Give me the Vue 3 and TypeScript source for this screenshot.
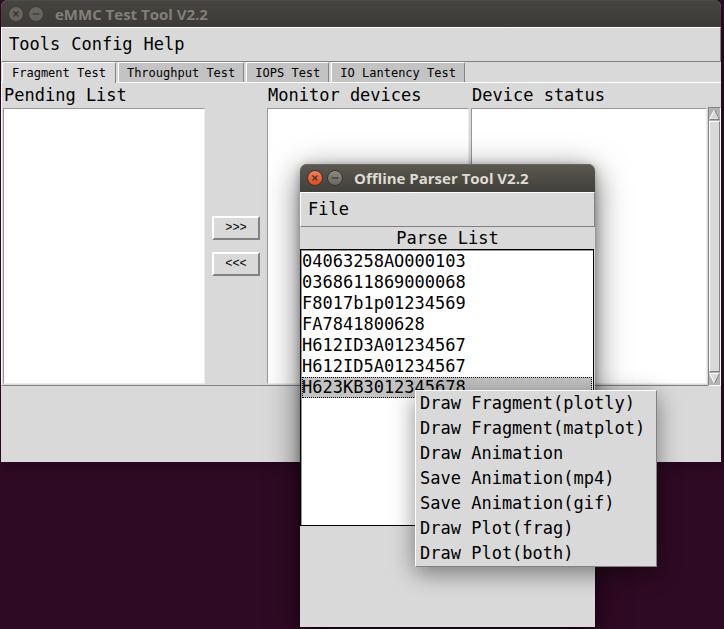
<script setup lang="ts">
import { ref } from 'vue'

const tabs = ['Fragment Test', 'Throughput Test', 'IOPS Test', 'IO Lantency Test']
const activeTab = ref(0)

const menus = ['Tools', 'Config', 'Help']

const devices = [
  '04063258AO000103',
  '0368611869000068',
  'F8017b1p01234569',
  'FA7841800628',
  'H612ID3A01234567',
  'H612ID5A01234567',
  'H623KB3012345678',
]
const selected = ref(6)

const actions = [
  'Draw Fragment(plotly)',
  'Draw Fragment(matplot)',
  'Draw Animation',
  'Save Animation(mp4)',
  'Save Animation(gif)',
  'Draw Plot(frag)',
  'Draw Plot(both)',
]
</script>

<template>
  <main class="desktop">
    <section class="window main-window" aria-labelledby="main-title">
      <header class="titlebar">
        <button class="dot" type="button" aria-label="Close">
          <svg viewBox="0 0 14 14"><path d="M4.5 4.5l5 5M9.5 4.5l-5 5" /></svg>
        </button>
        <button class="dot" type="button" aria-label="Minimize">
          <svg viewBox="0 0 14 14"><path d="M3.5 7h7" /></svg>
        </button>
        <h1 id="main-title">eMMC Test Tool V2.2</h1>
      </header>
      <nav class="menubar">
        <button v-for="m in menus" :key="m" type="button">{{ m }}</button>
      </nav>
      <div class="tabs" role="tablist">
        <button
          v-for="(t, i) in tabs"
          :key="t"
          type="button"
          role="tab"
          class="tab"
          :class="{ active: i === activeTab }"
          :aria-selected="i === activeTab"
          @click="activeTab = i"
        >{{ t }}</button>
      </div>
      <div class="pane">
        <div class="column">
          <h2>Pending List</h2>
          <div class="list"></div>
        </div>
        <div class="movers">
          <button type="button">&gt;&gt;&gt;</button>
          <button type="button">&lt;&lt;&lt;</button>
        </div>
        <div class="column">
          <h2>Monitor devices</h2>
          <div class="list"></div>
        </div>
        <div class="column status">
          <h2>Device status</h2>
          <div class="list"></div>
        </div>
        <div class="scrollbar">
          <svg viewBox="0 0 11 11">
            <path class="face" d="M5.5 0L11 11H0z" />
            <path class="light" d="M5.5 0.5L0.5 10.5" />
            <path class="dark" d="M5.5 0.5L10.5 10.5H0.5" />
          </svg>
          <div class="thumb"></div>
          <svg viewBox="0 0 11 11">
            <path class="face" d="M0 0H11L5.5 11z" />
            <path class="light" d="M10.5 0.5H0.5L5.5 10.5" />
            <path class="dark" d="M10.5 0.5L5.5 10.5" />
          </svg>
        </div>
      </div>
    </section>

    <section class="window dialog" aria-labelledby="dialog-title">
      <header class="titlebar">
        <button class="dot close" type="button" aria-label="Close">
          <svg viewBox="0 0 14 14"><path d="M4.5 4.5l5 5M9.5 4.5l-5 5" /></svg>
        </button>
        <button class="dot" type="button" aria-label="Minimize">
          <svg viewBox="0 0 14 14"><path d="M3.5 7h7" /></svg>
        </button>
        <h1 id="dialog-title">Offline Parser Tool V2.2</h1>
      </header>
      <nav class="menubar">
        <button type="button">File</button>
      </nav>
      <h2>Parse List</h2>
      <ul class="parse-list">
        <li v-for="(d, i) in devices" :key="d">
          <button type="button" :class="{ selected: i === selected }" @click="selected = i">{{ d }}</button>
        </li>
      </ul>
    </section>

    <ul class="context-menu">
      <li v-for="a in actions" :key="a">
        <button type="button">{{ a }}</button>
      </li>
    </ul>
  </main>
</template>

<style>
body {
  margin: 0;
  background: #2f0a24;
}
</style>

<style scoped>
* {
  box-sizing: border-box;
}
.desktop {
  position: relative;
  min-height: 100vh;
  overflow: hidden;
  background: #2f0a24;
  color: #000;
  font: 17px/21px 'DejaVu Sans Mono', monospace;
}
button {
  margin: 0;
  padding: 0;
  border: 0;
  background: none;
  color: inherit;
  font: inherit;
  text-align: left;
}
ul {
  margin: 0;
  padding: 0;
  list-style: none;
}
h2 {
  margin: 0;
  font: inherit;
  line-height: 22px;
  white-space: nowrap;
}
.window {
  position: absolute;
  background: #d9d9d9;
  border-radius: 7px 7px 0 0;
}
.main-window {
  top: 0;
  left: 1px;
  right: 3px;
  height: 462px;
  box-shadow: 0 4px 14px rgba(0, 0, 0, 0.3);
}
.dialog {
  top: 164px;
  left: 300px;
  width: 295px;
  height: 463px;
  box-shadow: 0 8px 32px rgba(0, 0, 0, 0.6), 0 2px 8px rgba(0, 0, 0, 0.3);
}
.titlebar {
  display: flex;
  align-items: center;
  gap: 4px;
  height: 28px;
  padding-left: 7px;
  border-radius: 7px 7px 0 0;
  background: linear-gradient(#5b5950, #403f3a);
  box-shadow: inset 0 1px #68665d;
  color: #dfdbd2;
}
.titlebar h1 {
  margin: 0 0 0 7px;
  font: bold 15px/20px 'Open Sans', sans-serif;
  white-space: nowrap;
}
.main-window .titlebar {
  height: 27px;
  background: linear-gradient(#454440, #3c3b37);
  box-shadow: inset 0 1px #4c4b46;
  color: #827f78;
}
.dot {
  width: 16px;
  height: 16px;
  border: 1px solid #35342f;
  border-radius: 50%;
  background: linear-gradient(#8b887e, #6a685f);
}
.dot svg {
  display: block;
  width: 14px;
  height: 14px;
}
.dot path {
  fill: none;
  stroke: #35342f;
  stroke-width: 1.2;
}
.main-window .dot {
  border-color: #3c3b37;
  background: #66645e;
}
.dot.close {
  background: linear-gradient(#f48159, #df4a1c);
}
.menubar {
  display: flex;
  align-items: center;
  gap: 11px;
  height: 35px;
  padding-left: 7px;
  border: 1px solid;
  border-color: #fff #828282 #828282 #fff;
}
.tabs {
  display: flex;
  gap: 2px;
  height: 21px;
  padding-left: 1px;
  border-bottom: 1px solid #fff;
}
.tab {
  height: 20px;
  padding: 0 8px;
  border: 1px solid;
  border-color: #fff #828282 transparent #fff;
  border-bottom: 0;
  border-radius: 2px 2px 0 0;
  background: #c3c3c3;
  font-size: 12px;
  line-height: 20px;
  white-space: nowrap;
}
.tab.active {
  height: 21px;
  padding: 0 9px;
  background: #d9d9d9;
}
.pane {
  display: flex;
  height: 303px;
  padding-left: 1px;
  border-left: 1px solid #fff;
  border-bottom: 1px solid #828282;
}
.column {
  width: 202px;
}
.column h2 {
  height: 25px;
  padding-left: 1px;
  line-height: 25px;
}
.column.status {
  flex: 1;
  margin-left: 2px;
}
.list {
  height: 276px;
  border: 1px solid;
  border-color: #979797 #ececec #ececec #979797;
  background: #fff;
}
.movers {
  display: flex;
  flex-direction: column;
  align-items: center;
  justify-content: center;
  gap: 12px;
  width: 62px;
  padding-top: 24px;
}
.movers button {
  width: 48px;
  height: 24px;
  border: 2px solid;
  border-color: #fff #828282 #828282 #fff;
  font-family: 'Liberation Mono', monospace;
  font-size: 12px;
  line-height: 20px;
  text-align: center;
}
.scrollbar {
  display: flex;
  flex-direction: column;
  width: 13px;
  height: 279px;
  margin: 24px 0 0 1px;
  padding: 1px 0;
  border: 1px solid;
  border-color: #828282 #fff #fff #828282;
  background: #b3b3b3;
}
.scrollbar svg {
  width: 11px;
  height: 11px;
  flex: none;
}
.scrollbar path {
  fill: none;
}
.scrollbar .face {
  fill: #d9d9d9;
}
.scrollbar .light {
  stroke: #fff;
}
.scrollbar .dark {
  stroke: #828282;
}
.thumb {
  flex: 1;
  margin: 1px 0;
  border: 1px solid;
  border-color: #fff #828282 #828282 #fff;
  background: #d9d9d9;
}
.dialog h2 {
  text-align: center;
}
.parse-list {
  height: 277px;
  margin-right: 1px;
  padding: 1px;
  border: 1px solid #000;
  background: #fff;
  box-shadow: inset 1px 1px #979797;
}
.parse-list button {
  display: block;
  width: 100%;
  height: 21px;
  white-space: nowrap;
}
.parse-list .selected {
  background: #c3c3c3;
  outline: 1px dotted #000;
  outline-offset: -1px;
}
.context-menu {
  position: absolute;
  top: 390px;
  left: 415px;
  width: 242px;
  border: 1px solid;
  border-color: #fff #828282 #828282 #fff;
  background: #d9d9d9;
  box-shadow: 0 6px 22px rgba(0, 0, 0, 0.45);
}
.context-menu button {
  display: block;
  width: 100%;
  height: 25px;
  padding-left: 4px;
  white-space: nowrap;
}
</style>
□ □ □ □ □
- GIVEN TASK -
Set the lines above down again, word for word, from the first through the one containing "const menus = ['Tools', 'Config', 'Help']"; pictures excluded.

- SOLUTION -
Give me the Vue 3 and TypeScript source for this screenshot.
<script setup lang="ts">
import { ref } from 'vue'

const tabs = ['Fragment Test', 'Throughput Test', 'IOPS Test', 'IO Lantency Test']
const activeTab = ref(0)

const menus = ['Tools', 'Config', 'Help']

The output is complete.